-- start --

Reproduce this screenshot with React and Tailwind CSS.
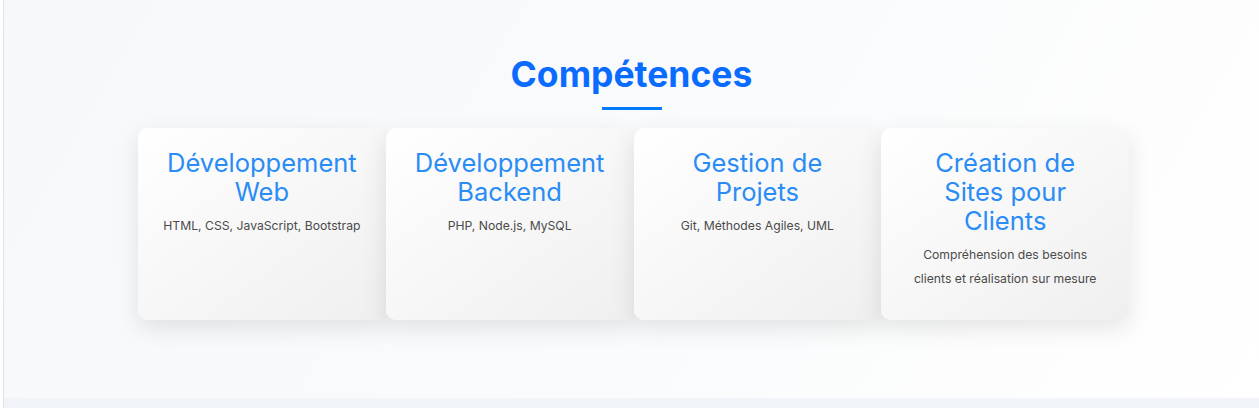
export default function App() {
  const cards = [
    { title: "Développement Web", desc: "HTML, CSS, JavaScript, Bootstrap" },
    { title: "Développement Backend", desc: "PHP, Node.js, MySQL" },
    { title: "Gestion de Projets", desc: "Git, Méthodes Agiles, UML" },
    {
      title: "Création de Sites pour Clients",
      desc: "Compréhension des besoins clients et réalisation sur mesure",
    },
  ];
  return (
    <div
      className="flex h-[408px] w-full overflow-hidden bg-white"
      style={{ fontFamily: "Inter, 'Noto Sans', sans-serif" }}
    >
      <div className="w-[3px] shrink-0 bg-white" />
      <div className="flex-1 flex flex-col border-l border-[#e3e3e3]">
        <section className="h-[398px] bg-[linear-gradient(120deg,#f7f8f9_0%,#fafbfc_60%,#ffffff_100%)] flex flex-col items-center pt-[54px]">
          <h2 className="text-[35.5px] leading-[41px] font-bold text-[#0a6cff]">
            Compétences
          </h2>
          <div className="mt-[12px] h-[3px] w-[60px] bg-[#007bff]" />
          <div className="mt-[18px] grid grid-cols-4 w-[991px] ml-[4px]">
            {cards.map((c) => (
              <div
                key={c.title}
                className="h-[192px] rounded-[10px] bg-[linear-gradient(145deg,#ffffff,#efefef)] shadow-[0_8px_24px_rgba(0,0,0,0.1)] px-[24px] pt-[20px] text-center"
              >
                <h3 className="text-[25.5px] leading-[29px] font-normal text-[#2a8cf5]">
                  {c.title}
                </h3>
                <p className="mt-[8px] text-[12.2px] leading-[24px] text-[#4a4a4a]">
                  {c.desc}
                </p>
              </div>
            ))}
          </div>
        </section>
        <div className="flex-1 bg-[#f1f4f9]" />
      </div>
    </div>
  );
}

-- end --

Written problem:
Repeat the material verbatim. Do not carry over any picture.

Response to this exercise:
Reproduce this screenshot with React and Tailwind CSS.
export default function App() {
  const cards = [
    { title: "Développement Web", desc: "HTML, CSS, JavaScript, Bootstrap" },
    { title: "Développement Backend", desc: "PHP, Node.js, MySQL" },
    { title: "Gestion de Projets", desc: "Git, Méthodes Agiles, UML" },
    {
      title: "Création de Sites pour Clients",
      desc: "Compréhension des besoins clients et réalisation sur mesure",
    },
  ];
  return (
    <div
      className="flex h-[408px] w-full overflow-hidden bg-white"
      style={{ fontFamily: "Inter, 'Noto Sans', sans-serif" }}
    >
      <div className="w-[3px] shrink-0 bg-white" />
      <div className="flex-1 flex flex-col border-l border-[#e3e3e3]">
        <section className="h-[398px] bg-[linear-gradient(120deg,#f7f8f9_0%,#fafbfc_60%,#ffffff_100%)] flex flex-col items-center pt-[54px]">
          <h2 className="text-[35.5px] leading-[41px] font-bold text-[#0a6cff]">
            Compétences
          </h2>
          <div className="mt-[12px] h-[3px] w-[60px] bg-[#007bff]" />
          <div className="mt-[18px] grid grid-cols-4 w-[991px] ml-[4px]">
            {cards.map((c) => (
              <div
                key={c.title}
                className="h-[192px] rounded-[10px] bg-[linear-gradient(145deg,#ffffff,#efefef)] shadow-[0_8px_24px_rgba(0,0,0,0.1)] px-[24px] pt-[20px] text-center"
              >
                <h3 className="text-[25.5px] leading-[29px] font-normal text-[#2a8cf5]">
                  {c.title}
                </h3>
                <p className="mt-[8px] text-[12.2px] leading-[24px] text-[#4a4a4a]">
                  {c.desc}
                </p>
              </div>
            ))}
          </div>
        </section>
        <div className="flex-1 bg-[#f1f4f9]" />
      </div>
    </div>
  );
}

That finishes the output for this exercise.